If the file we are looking at is a PE(from lesson two) there are two good tools we are going to look at in detail; PEDump and PEView. PEDump can be used to extract detailed information from the header of a PE file; this information can be shown on the cmd prompt or stored to a file. PEView is a GUI(yuck) tool that allows us to view what makes up the PE’s headers and sections.
PE File Analysis
The are aseveral components to a PE file that we should be familiar with before going further;
MS-DOS Header is the ever static “This program cannot be run in DOS mode” that is kept around for legacy reasons to prevent you running the program in incompatible DOS operating systems. If this is omitted the OS would fail to attempt to load the file on legacy machines. This header occupies the first 64 bytes of the PE file.
For executable files on the windows systems the MS-dos header is also called IMAGE_DOS_HEADER.
The file signature(or Magic Number) consists of the letters MZ, or 0x5a4d in little-endian hexadecimal format (Little endian machine: Stores data little-end first. When looking at multiple bytes, the first byte is smallest.), and is always the first two bytes of a file. Wanna know what MZ stands for? Its the initials of the guy that designed it!
e_lfanew is the last 4-byte value that points to the location of the PE header. This is important as after the header is the stub program that is run by ms-dos when the executable is loaded. This checks the OS compatibility with the file.
Next comes the PE File Signature which should be identifiable by a value of 0xe8 or PE.
The PE File Header/IMAGE_FILE_HEADER is contained in the 20 bytes following the PE signature and includes several things we will find useful;
The can be very important for forensics investigating as it represents the time that the image was created by the linker. The value is represented as the number of seconds since the start of January 1, 1970 in Universal Coordinated Time. This gives us the time on the coders computer from when they compiled the executable, and may be a clue as to when the program was created.
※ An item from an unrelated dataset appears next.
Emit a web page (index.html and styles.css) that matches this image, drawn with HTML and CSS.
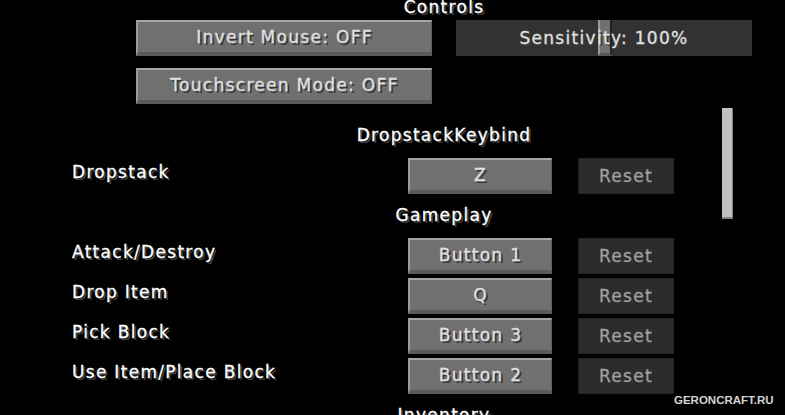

But as with all computer evidence; this could have been modified at some point.
Machine show the architecture the program is designed to run on, such as x86 or x64.
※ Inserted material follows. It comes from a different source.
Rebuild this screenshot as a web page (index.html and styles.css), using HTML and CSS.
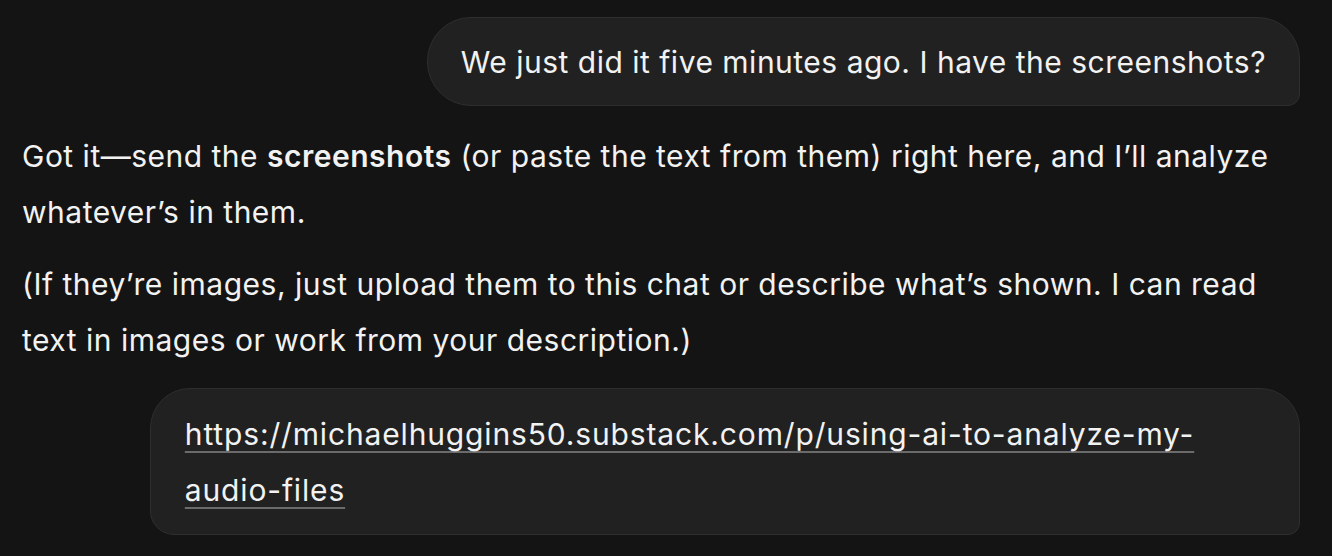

The Characteristics flag gives us some more clues as to what the files does. For example characteristics can include IMAGE_FILE_EXECUTABLE_IMAGE(i.e. that this is an executable), IMAGE_FILE_DLL (i.e. that it is a DLL) and IMAGE_FILE_SYSTEM(for system files). But there are many others.
IMAGE_OPTIONAL_HEADER we get the chance to get additional information from the file such as the magic number – information about the structure of the file to enable the OS to execute the file. Including;
- SizeOfCode: The total size of all code in the file.
- AddressOfEntryPoint: The address where the loader begins execution of the file.
- MinorOperatingSystemVersion: Minimum OS Version needed to run.
- Checksum: The hash.
After this we have the actual sections of the file itself, which is what we are interested in. The most common and interesting sections of the PE file are;
- .text: This section contains the instructions that the CPU executes. All other sections just store the data and supporting information. This should be the only section that can execute and the only section containing code.
- .rdata: This section contains the import and export information we can see in PEView. Sometimes this is split into .edata (export) and .idata (import).
- .data: The .data section contains global variables and data which is to be accessed from anywhere in the program. Local data is NOT stored here.
- .rsrc: Contains resources used like icons, images, menus and strings.
Section headers are called IMAGE_SECTION_HEADER and give us information about the section structures including size and characteristics of each section. Within these sections are IMAGE_DATA_DIRECTORY structures that act as a directory for import/export tables, resource directories etc.
These sections hold information on the code and data for the applications. Libraries, DLL’s, API’s and any systems calls made are stored here.
Programmers can link imports so they dont need to re-impliment certain functionality in their code and between multiple programs. As analysts we can gather a lot of information on what a program does based on the functions it imports. There are 3 types of linking;
Static: Used in linux/unix, all code is in the executable. Makes the executable big. It’s difficult to differentiate between statically linked code and the executable’s own code
Runtime: Executables connect to libraries only when that function is needed. The linked functions do not have to be declared in the executable file header. This means the program can access any function in any library on the system and we can only know if we execute the malware for dynamic analysis.
Dynamic: This is the most common method of linking. With dynamic linking the host OS searches for the linked libraries when the program is loaded. When the program calls the linked library function, that function executes within the library. The PE file header stores information about every library that will be loaded and every function that will be used by the program. We can make calculated assumptions about what the program does based on these functions.
Knowing how PE files are structured and built can aide us in identifying the purpose of the application. There are a variety of tools used to help with this, like PEDump (which lets us locate the import data directory and parse the structures to determine the DLLs and the functions the application uses.), but it is ultimately a very manual process. There are countless functions and system calls that a file can import. MSDN have a great reference facility to find out what each function does.